Here are a few suggestions:

1. Insist on the truth no matter what. Seek only news stories that are factual and from reputable sources that are non-partisan such as NPR, BBC, Reuters, New York Times, Washington Post, and Associated Press to start.

2. Call your representatives, or show up in person, and tell them how you feel about issues and their upcoming votes. Emails and virtual petitions are better than complete inaction, but phone calls and personal visits are the way to go if at all possible.

3. Get involved in your local community politics. Join your school PTA, go to your town council meetings, run for office, or support the campaign of someone who is running for office.

4. Donate money or time to organizations that are dedicated to combating gaslighting, who fight for equality and justice, and who have an economic and political arm to make positive changes. Groups like the ACLU, National Public Radio, Planned Parenthood, and the Southern Poverty Law Center are great places to start.

5. Get and stay informed, but don’t overwhelm yourself to the point of checking out mentally and emotionally.
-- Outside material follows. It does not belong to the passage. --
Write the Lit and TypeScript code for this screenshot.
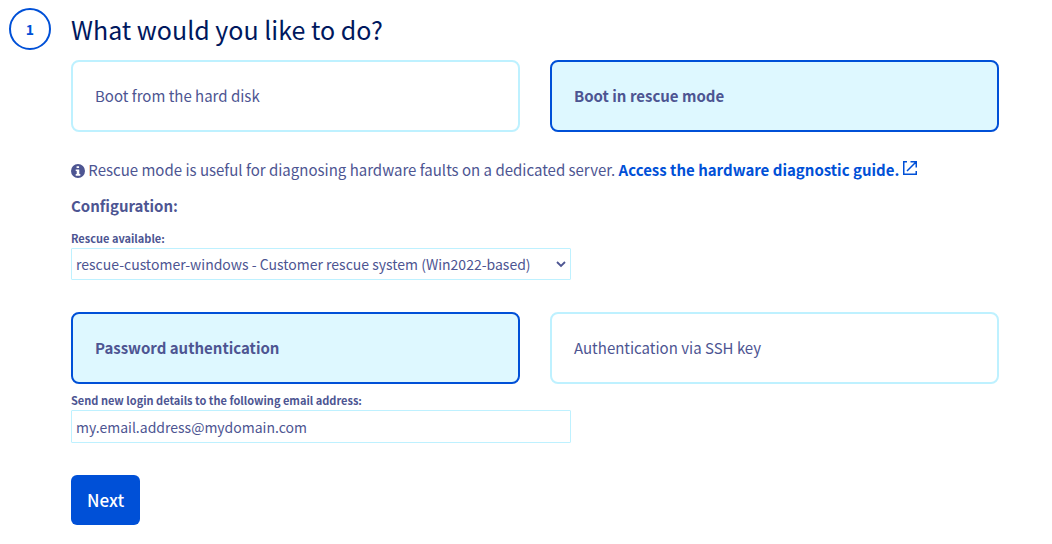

It helps to find one cause to focus your time and energy on and know that millions of people are out there fighting for the other causes. You are not Wonder Woman — you cannot do it all.

It seems as though we are often living in the upside down these days. Every day, the news feels like a surreal trip into a nightmare of total disbelief that leaves you questioning: Is this real life? But if we work together by demanding facts, pressuring our elected officials to elevate our voices, supporting reputable news sources, and defending our freedoms that we have fought for so long to gain, then we can survive the next four years together.

Gaslighting is not funny, folks. It’s real. It’s happening now. Don’t let yourself fall victim, and do not stay silent. We have to call this shit out, starting right now.